DATASET SECTION:
-=-=-

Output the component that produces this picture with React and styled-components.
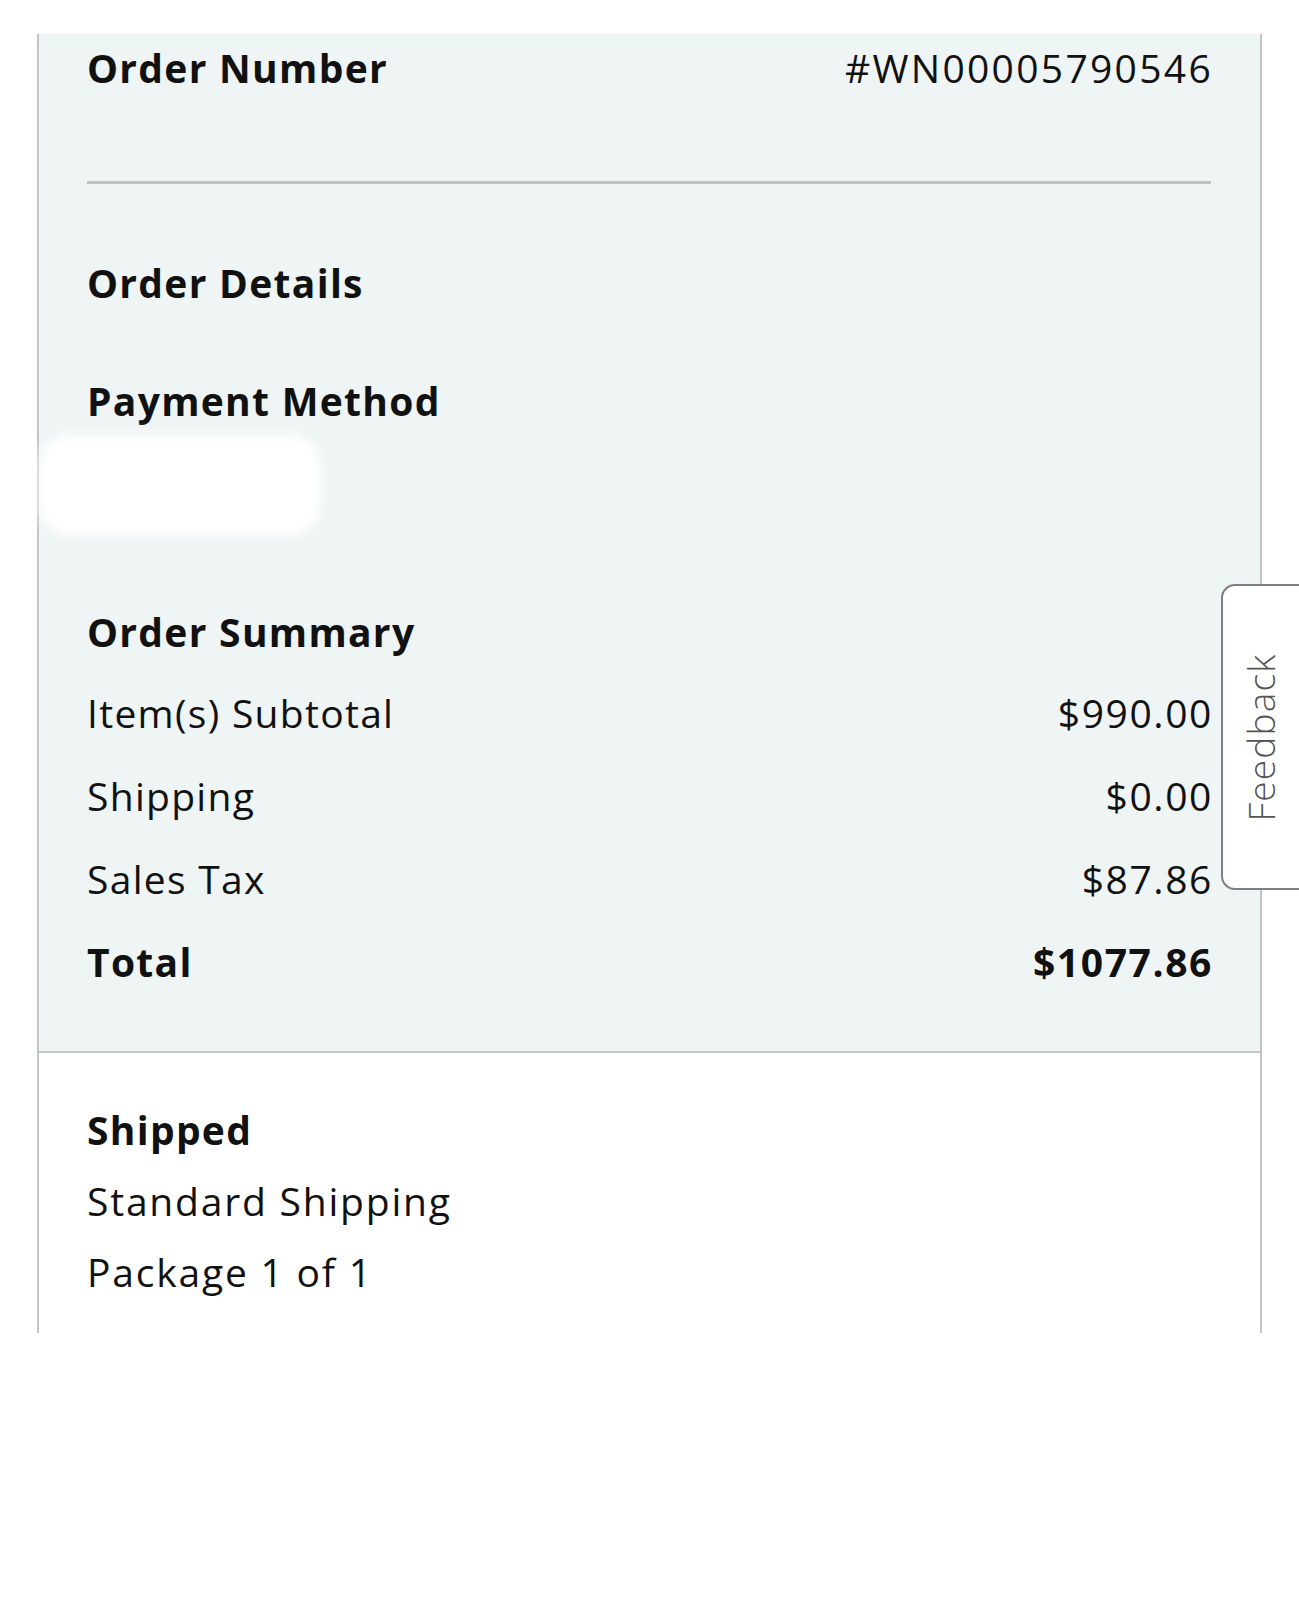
import React from "react"
import styled, { createGlobalStyle } from "styled-components"

const GlobalStyle = createGlobalStyle`
  body {
    margin: 0;
    background: #fff;
    font-family: "Open Sans", Lato, sans-serif;
    color: #111;
  }
`

const Page = styled.div`
  position: relative;
  width: 1299px;
  height: 1600px;
  padding: 34px 0 0 37px;
  box-sizing: border-box;
`

const Card = styled.div`
  width: 1225px;
  border-left: 2px solid #c2c4c5;
  border-right: 2px solid #c2c4c5;
  box-sizing: border-box;
`

const Summary = styled.section`
  background: #eff4f5;
  border-bottom: 2px solid #c2c4c5;
  padding: 5px 49px 48px 48px;
`

const Shipment = styled.section`
  padding: 41px 49px 26px 48px;
`

const Row = styled.div`
  display: flex;
  justify-content: space-between;
  align-items: center;
  height: ${(p) => p.$h || 83}px;
  font-size: 39px;
  letter-spacing: 1.3px;
  font-weight: ${(p) => (p.$bold ? 700 : 400)};
`

const Amount = styled.span`
  letter-spacing: ${(p) => (p.$wide ? 2.3 : 1.6)}px;
  margin-right: -2px;
`

const Heading = styled.h3`
  margin: ${(p) => p.$mt || 0}px 0 0;
  font-size: 39px;
  font-weight: 700;
  letter-spacing: 1.3px;
  line-height: ${(p) => p.$lh || 56}px;
`

const Line = styled.p`
  margin: 0;
  font-size: 39px;
  letter-spacing: 1.8px;
  line-height: 71px;
`

const Divider = styled.hr`
  margin: 86px 0 0;
  border: 0;
  height: 3px;
  background: #bfc3c4;
`

const Redacted = styled.div`
  margin: 5px 0 0 -48px;
  width: 282px;
  height: 102px;
  background: #fff;
  border-radius: 30px;
  filter: blur(6px);
`

const Rows = styled.div`
  margin-top: 11px;
`

const Feedback = styled.button`
  position: absolute;
  top: 584px;
  right: 0;
  width: 78px;
  height: 306px;
  padding: 0;
  background: #fff;
  border: 2px solid #7d7f80;
  border-right: 0;
  border-radius: 14px 0 0 14px;
  display: flex;
  align-items: center;
  justify-content: center;
  font-family: "Open Sans", Lato, sans-serif;
  cursor: pointer;
`

const FeedbackLabel = styled.span`
  transform: rotate(-90deg);
  font-size: 37px;
  font-weight: 300;
  letter-spacing: 1.2px;
  color: #555;
  white-space: nowrap;
`

const lines = [
  ["Item(s) Subtotal", "$990.00"],
  ["Shipping", "$0.00"],
  ["Sales Tax", "$87.86"],
]

const App = () => {
  return (
    <>
      <GlobalStyle />
      <Page>
        <Card>
          <Summary>
            <Row $h={56}>
              <strong>Order Number</strong>
              <Amount $wide>#WN00005790546</Amount>
            </Row>
            <Divider />
            <Heading $mt={71}>Order Details</Heading>
            <Heading $mt={62}>Payment Method</Heading>
            <Redacted />
            <Heading $mt={68}>Order Summary</Heading>
            <Rows>
              {lines.map(([label, value]) => (
                <Row key={label}>
                  <span>{label}</span>
                  <Amount>{value}</Amount>
                </Row>
              ))}
              <Row $bold>
                <span>Total</span>
                <Amount>$1077.86</Amount>
              </Row>
            </Rows>
          </Summary>
          <Shipment>
            <Heading $lh={71}>Shipped</Heading>
            <Line>Standard Shipping</Line>
            <Line>Package 1 of 1</Line>
          </Shipment>
        </Card>
        <Feedback>
          <FeedbackLabel>Feedback</FeedbackLabel>
        </Feedback>
      </Page>
    </>
  )
}

export default App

-=-=-

TASK INSTRUCTIONS: Output the lines above in full and exactly as given, omitting any pictures.

WRITTEN ANSWER:
Output the component that produces this picture with React and styled-components.
import React from "react"
import styled, { createGlobalStyle } from "styled-components"

const GlobalStyle = createGlobalStyle`
  body {
    margin: 0;
    background: #fff;
    font-family: "Open Sans", Lato, sans-serif;
    color: #111;
  }
`

const Page = styled.div`
  position: relative;
  width: 1299px;
  height: 1600px;
  padding: 34px 0 0 37px;
  box-sizing: border-box;
`

const Card = styled.div`
  width: 1225px;
  border-left: 2px solid #c2c4c5;
  border-right: 2px solid #c2c4c5;
  box-sizing: border-box;
`

const Summary = styled.section`
  background: #eff4f5;
  border-bottom: 2px solid #c2c4c5;
  padding: 5px 49px 48px 48px;
`

const Shipment = styled.section`
  padding: 41px 49px 26px 48px;
`

const Row = styled.div`
  display: flex;
  justify-content: space-between;
  align-items: center;
  height: ${(p) => p.$h || 83}px;
  font-size: 39px;
  letter-spacing: 1.3px;
  font-weight: ${(p) => (p.$bold ? 700 : 400)};
`

const Amount = styled.span`
  letter-spacing: ${(p) => (p.$wide ? 2.3 : 1.6)}px;
  margin-right: -2px;
`

const Heading = styled.h3`
  margin: ${(p) => p.$mt || 0}px 0 0;
  font-size: 39px;
  font-weight: 700;
  letter-spacing: 1.3px;
  line-height: ${(p) => p.$lh || 56}px;
`

const Line = styled.p`
  margin: 0;
  font-size: 39px;
  letter-spacing: 1.8px;
  line-height: 71px;
`

const Divider = styled.hr`
  margin: 86px 0 0;
  border: 0;
  height: 3px;
  background: #bfc3c4;
`

const Redacted = styled.div`
  margin: 5px 0 0 -48px;
  width: 282px;
  height: 102px;
  background: #fff;
  border-radius: 30px;
  filter: blur(6px);
`

const Rows = styled.div`
  margin-top: 11px;
`

const Feedback = styled.button`
  position: absolute;
  top: 584px;
  right: 0;
  width: 78px;
  height: 306px;
  padding: 0;
  background: #fff;
  border: 2px solid #7d7f80;
  border-right: 0;
  border-radius: 14px 0 0 14px;
  display: flex;
  align-items: center;
  justify-content: center;
  font-family: "Open Sans", Lato, sans-serif;
  cursor: pointer;
`

const FeedbackLabel = styled.span`
  transform: rotate(-90deg);
  font-size: 37px;
  font-weight: 300;
  letter-spacing: 1.2px;
  color: #555;
  white-space: nowrap;
`

const lines = [
  ["Item(s) Subtotal", "$990.00"],
  ["Shipping", "$0.00"],
  ["Sales Tax", "$87.86"],
]

const App = () => {
  return (
    <>
      <GlobalStyle />
      <Page>
        <Card>
          <Summary>
            <Row $h={56}>
              <strong>Order Number</strong>
              <Amount $wide>#WN00005790546</Amount>
            </Row>
            <Divider />
            <Heading $mt={71}>Order Details</Heading>
            <Heading $mt={62}>Payment Method</Heading>
            <Redacted />
            <Heading $mt={68}>Order Summary</Heading>
            <Rows>
              {lines.map(([label, value]) => (
                <Row key={label}>
                  <span>{label}</span>
                  <Amount>{value}</Amount>
                </Row>
              ))}
              <Row $bold>
                <span>Total</span>
                <Amount>$1077.86</Amount>
              </Row>
            </Rows>
          </Summary>
          <Shipment>
            <Heading $lh={71}>Shipped</Heading>
            <Line>Standard Shipping</Line>
            <Line>Package 1 of 1</Line>
          </Shipment>
        </Card>
        <Feedback>
          <FeedbackLabel>Feedback</FeedbackLabel>
        </Feedback>
      </Page>
    </>
  )
}

export default App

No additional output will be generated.